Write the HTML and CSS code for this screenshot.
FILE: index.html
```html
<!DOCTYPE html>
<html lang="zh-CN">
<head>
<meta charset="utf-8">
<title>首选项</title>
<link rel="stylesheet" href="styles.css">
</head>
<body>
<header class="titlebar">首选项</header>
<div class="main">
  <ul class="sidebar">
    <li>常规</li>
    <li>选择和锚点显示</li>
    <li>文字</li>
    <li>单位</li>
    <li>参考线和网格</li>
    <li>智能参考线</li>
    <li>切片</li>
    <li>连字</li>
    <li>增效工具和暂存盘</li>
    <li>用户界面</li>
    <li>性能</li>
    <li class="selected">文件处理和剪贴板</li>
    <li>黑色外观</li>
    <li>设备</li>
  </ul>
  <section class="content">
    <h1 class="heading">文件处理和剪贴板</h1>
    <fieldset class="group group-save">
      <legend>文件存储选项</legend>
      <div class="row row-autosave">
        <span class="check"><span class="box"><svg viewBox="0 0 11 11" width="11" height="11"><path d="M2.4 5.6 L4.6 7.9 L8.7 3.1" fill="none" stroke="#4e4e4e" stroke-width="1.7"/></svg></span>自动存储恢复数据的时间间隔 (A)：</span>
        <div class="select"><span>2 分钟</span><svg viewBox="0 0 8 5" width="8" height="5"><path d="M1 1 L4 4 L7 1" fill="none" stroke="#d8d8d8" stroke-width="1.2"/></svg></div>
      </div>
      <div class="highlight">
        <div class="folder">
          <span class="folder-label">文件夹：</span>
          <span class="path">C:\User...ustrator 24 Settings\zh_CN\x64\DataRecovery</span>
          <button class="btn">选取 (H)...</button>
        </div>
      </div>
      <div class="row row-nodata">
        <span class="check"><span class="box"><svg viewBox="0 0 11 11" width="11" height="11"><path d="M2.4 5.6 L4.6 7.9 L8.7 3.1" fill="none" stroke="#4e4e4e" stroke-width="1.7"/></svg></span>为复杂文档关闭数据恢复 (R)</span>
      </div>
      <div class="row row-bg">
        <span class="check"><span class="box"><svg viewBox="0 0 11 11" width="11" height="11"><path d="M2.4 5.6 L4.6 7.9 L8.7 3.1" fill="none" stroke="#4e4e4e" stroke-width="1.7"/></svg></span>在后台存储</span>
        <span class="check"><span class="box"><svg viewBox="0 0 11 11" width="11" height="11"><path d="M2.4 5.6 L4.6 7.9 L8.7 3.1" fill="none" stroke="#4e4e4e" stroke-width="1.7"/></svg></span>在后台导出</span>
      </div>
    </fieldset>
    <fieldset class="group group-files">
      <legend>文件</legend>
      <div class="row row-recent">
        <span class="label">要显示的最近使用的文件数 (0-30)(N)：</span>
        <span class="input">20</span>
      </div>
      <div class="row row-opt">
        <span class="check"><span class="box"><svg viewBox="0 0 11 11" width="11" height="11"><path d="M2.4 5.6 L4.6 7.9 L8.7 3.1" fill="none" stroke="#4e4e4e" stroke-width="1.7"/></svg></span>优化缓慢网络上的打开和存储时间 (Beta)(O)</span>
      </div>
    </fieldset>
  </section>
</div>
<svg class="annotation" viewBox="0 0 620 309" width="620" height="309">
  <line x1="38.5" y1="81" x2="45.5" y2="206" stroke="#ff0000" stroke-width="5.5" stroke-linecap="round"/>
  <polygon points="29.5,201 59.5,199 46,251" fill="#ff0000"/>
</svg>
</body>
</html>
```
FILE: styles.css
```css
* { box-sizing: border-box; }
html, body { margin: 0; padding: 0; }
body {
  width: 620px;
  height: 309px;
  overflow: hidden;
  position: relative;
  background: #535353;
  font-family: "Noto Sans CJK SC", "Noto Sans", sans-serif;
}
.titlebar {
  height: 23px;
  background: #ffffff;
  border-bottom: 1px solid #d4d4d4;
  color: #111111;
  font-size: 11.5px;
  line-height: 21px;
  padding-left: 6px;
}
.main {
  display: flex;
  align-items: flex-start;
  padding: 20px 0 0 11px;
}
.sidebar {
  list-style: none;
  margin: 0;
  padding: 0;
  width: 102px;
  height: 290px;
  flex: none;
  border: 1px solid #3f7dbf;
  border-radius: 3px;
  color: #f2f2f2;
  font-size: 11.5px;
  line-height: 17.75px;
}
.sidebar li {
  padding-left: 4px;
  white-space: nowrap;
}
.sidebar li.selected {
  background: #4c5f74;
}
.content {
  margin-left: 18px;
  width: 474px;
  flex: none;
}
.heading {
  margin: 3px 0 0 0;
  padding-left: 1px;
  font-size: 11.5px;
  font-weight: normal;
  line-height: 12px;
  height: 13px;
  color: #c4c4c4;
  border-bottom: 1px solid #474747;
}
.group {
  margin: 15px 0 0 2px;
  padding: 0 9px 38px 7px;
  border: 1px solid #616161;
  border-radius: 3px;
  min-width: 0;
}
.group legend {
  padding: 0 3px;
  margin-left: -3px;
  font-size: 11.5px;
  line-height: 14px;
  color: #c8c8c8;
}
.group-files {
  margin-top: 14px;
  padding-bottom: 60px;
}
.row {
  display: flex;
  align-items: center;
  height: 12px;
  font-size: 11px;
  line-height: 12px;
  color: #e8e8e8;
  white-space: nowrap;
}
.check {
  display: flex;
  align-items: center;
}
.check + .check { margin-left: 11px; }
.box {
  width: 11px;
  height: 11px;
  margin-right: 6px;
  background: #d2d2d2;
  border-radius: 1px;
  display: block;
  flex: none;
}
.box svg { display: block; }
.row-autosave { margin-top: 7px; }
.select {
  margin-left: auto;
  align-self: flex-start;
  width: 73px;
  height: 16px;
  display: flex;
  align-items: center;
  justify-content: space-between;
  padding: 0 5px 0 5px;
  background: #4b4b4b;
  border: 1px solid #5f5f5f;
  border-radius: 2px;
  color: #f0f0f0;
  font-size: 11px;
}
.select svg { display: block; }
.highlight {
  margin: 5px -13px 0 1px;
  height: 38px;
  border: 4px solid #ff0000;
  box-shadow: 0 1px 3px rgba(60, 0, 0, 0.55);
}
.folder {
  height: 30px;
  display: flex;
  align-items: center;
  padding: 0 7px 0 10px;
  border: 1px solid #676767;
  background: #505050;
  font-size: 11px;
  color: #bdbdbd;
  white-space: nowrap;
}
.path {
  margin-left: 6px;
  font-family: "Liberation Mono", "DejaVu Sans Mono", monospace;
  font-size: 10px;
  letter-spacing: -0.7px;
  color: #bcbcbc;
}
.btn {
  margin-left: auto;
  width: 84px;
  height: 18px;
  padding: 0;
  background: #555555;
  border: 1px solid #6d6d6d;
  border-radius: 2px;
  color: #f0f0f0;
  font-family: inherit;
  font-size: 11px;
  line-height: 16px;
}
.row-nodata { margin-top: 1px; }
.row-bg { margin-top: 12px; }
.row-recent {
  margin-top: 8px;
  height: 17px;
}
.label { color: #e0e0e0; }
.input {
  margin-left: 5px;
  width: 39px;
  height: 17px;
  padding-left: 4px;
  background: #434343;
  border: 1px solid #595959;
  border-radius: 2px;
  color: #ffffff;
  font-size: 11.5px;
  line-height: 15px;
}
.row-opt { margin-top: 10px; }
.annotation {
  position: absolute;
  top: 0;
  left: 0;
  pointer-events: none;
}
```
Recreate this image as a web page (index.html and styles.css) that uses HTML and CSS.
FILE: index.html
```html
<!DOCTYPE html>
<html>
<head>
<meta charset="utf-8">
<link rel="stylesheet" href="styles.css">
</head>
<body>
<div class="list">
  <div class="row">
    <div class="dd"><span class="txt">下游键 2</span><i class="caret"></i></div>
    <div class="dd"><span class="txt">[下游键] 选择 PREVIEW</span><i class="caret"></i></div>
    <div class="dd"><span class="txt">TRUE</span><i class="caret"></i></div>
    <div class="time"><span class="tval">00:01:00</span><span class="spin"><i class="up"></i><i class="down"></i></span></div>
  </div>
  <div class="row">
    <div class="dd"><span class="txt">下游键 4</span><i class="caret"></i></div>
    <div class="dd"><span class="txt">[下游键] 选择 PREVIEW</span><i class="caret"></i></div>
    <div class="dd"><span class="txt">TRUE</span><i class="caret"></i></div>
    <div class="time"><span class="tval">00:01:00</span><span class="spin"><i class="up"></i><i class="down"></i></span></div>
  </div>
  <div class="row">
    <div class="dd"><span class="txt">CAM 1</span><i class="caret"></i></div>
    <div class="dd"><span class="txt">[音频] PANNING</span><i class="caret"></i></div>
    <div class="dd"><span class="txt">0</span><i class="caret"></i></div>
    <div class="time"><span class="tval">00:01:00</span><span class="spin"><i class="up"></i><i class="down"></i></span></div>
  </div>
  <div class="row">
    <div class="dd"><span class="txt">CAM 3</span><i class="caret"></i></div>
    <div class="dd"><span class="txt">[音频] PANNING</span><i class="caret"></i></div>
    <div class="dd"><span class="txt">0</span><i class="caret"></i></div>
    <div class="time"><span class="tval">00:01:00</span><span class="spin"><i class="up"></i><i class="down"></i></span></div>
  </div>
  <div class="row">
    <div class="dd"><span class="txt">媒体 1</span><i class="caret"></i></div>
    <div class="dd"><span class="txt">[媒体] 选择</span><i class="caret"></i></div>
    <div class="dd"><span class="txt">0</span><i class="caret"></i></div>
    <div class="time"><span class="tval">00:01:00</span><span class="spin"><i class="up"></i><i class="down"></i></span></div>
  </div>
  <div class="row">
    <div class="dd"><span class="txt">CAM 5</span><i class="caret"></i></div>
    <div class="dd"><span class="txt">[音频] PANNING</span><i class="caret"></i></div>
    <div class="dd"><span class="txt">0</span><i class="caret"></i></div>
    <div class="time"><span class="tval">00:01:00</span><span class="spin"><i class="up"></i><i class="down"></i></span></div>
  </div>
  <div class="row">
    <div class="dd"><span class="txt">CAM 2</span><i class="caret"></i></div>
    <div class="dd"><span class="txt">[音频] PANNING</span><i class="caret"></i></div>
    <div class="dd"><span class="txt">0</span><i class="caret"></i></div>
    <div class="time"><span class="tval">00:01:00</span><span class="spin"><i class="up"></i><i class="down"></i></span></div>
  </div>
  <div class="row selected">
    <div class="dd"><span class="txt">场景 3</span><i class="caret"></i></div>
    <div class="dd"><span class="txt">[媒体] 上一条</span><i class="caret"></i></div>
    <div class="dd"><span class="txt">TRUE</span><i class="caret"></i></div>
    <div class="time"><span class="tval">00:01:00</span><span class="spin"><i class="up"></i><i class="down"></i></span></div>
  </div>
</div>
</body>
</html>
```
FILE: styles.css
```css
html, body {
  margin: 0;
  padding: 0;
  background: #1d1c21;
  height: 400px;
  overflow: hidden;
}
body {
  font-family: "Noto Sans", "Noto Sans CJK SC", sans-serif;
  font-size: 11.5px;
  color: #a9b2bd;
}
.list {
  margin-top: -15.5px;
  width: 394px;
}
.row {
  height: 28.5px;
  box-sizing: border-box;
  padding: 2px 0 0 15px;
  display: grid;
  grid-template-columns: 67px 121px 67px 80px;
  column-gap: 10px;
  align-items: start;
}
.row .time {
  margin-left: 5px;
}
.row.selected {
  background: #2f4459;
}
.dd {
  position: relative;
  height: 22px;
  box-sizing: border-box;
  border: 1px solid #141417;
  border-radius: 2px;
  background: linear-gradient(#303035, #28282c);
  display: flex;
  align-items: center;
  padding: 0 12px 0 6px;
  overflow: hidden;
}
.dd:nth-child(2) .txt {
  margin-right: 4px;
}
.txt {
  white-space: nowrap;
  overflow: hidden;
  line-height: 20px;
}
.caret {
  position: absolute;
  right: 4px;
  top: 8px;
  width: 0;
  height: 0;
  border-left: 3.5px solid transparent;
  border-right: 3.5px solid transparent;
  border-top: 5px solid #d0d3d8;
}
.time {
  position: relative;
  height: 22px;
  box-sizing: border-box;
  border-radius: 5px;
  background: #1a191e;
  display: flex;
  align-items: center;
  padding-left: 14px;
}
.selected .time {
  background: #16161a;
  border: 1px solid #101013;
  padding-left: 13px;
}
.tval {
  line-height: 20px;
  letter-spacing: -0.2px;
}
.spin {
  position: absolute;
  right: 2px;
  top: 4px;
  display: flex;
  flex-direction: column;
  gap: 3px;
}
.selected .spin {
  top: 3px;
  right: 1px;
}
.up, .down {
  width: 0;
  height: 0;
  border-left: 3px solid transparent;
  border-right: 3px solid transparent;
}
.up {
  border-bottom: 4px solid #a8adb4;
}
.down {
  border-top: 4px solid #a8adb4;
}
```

_ _ _ _ _ _ _

▸ **INSTRUCTIONS FOR THE TASK**:
In the lines above, find each one with "this" and list it.

▸ **THE REPLY**:
Write the HTML and CSS code for this screenshot.
Recreate this image as a web page (index.html and styles.css) that uses HTML and CSS.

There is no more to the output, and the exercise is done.